Hanging Out With the Little Kids (A Brief Sketch)

We had an anarchic playdate today with the Whippets and the Kenilus. We met at the new East Bay location of Caffe Trieste. Three couples, three babies, two of them only five months old. I’m sure the management and the laptop-gazing clientele were eager to see us leave from the moment we showed up. This was my first multi-baby playdate. Mama Dog is a veteran of lunches with five or six or seven babies in attendance, but for me it’s usually been just Baby Dog and Baby Pirate. It’s a different dynamic entirely; you have to look in three directions to figure out for sure which one’s crying. The Whippets and the Kenilus were both astonished by Baby Dog’s chattiness and mobility. I remember that. When you spend your day with a five-month-old, a fourteen-month-old looks like an astounding creature from an Outer Limits episode.

Nobody gave us the hairy eyeball about all the baby noise, which was nice. We were just there for a coffee. I had a slice of some really great zebra cake and an entire pot of Earl Grey tea. When I went to the sideboard to get milk for my tea, I was confounded to find pitchers containing nonfat, half and half, and soy, and nothing else. Nothing between nonfat and cream? Is the place patronised only by cadaverous supermodels and porky suburbanites? I had to wait in line to get some of the 2% waiting by the espresso machine behind the counter.

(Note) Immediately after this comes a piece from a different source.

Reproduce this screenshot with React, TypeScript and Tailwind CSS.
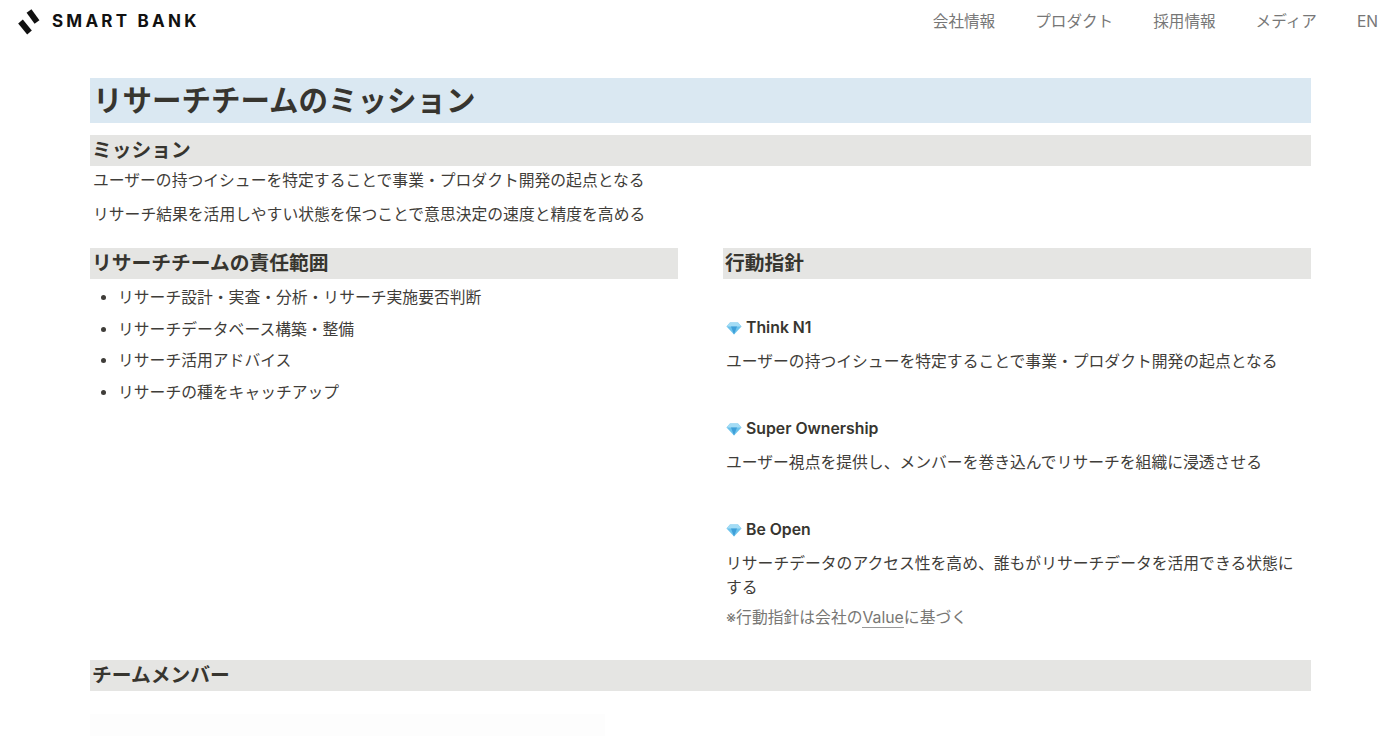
import React from 'react';

const jp = { fontFamily: '"Inter", "Noto Sans CJK JP", sans-serif' };

const Gem = () => (
  <svg width="16" height="13" viewBox="0 0 16 13" className="shrink-0">
    <path d="M0.5 4.5 L4 0.5 H12 L15.5 4.5 L8 12.5 Z" fill="#6cc3ec" />
    <path d="M4 0.5 H12 L15.5 4.5 H0.5 Z" fill="#a3dcf5" />
    <path d="M5 4.5 L8 12.5 L11 4.5 Z" fill="#3f9fd8" />
  </svg>
);

const Logo = () => (
  <svg width="22" height="26" viewBox="0 0 22 26">
    <path d="M2.5 12.5 L11.5 23.5" stroke="#111" strokeWidth="6" fill="none" />
    <path d="M11 2 L19 13" stroke="#111" strokeWidth="6" fill="none" />
  </svg>
);

const Heading = ({ children }: { children: React.ReactNode }) => (
  <div className="h-[31px] bg-[#e5e5e3] pl-[2px] flex items-center text-[19.75px] font-bold text-[#37352f]">{children}</div>
);

const Value = ({ title, children }: { title: string; children: React.ReactNode }) => (
  <div>
    <div className="flex items-center gap-1 h-6 pl-[3px] text-[15.8px] font-semibold text-[#37352f]"><Gem />{title}</div>
    <p className="mt-[10px] pl-[3px] pr-[4px] text-[15.8px] leading-6 text-[#3f3d39]">{children}</p>
  </div>
);

export default function App() {
  return (
    <div className="h-[736px] overflow-hidden bg-white" style={jp}>
      <header className="h-[44px] flex items-center justify-between pl-[18px] pr-[22px]">
        <div className="flex items-center gap-[12px]">
          <Logo />
          <span className="text-[17px] font-bold tracking-[0.19em] text-[#111]">SMART BANK</span>
        </div>
        <nav className="flex items-center gap-[40px] text-[15.6px] text-[#777]">
          <span>会社情報</span><span>プロダクト</span><span>採用情報</span><span>メディア</span><span>EN</span>
        </nav>
      </header>
      <main className="pl-[90px] pr-[89px] pt-[34px] text-[#3f3d39]">
        <h1 className="h-[45px] bg-[#dae8f2] pl-[3px] flex items-center text-[29.5px] font-bold text-[#37352f]">リサーチチームのミッション</h1>
        <div className="mt-3"><Heading>ミッション</Heading></div>
        <p className="pl-[3px] mt-[3px] text-[15.8px] leading-6">ユーザーの持つイシューを特定することで事業・プロダクト開発の起点となる</p>
        <p className="pl-[3px] mt-[10px] text-[15.8px] leading-6">リサーチ結果を活用しやすい状態を保つことで意思決定の速度と精度を高める</p>
        <div className="mt-[21px] grid grid-cols-2 gap-[45px]">
          <section>
            <Heading>リサーチチームの責任範囲</Heading>
            <ul className="mt-[7px] pl-[28px] list-disc text-[15.8px] leading-6 space-y-[7.5px]">
              <li>リサーチ設計・実査・分析・リサーチ実施要否判断</li>
              <li>リサーチデータベース構築・整備</li>
              <li>リサーチ活用アドバイス</li>
              <li>リサーチの種をキャッチアップ</li>
            </ul>
          </section>
          <section>
            <Heading>行動指針</Heading>
            <div className="mt-[37px] flex flex-col gap-[43px]">
              <Value title="Think N1">ユーザーの持つイシューを特定することで事業・プロダクト開発の起点となる</Value>
              <Value title="Super Ownership">ユーザー視点を提供し、メンバーを巻き込んでリサーチを組織に浸透させる</Value>
              <Value title="Be Open">リサーチデータのアクセス性を高め、誰もがリサーチデータを活用できる状態にする</Value>
            </div>
            <p className="pl-[3px] mt-[6px] text-[15.8px] leading-6 text-[#787774]">※行動指針は会社の<span className="border-b border-[#999]">Value</span>に基づく</p>
          </section>
        </div>
        <div className="mt-[30px]"><Heading>チームメンバー</Heading></div>
        <div className="mt-[23px] h-[40px] w-[515px] bg-[#fdfdfd]" />
      </main>
    </div>
  );
}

Baby Whippet and Baby Kenilu were born less than a week apart and their parents, who became friends when they discovered their congruent due dates at Baby Dog’s baek-il, have been working hard to ensure that their sons grow up to be best of friends from the cradle. Right now, their interactions seem to consist of being held face to face until one of them starts to cry, which might not be the best foundation for bosom budhood, but you do what you can until they become interactive. We’re still waiting for Baby Dog and Baby Pirate to truly grok one another.

After coffee, we all trooped over to San Pablo Park, where Baby Dog delighted both herself and the parents of the small children by swinging in a baby swing. “I can’t wait until he can do that,” Kenilu said of his progeny. I remember that, too. It used to seem incredible just to think that Baby Dog would one day hold her head upright. Now look at her.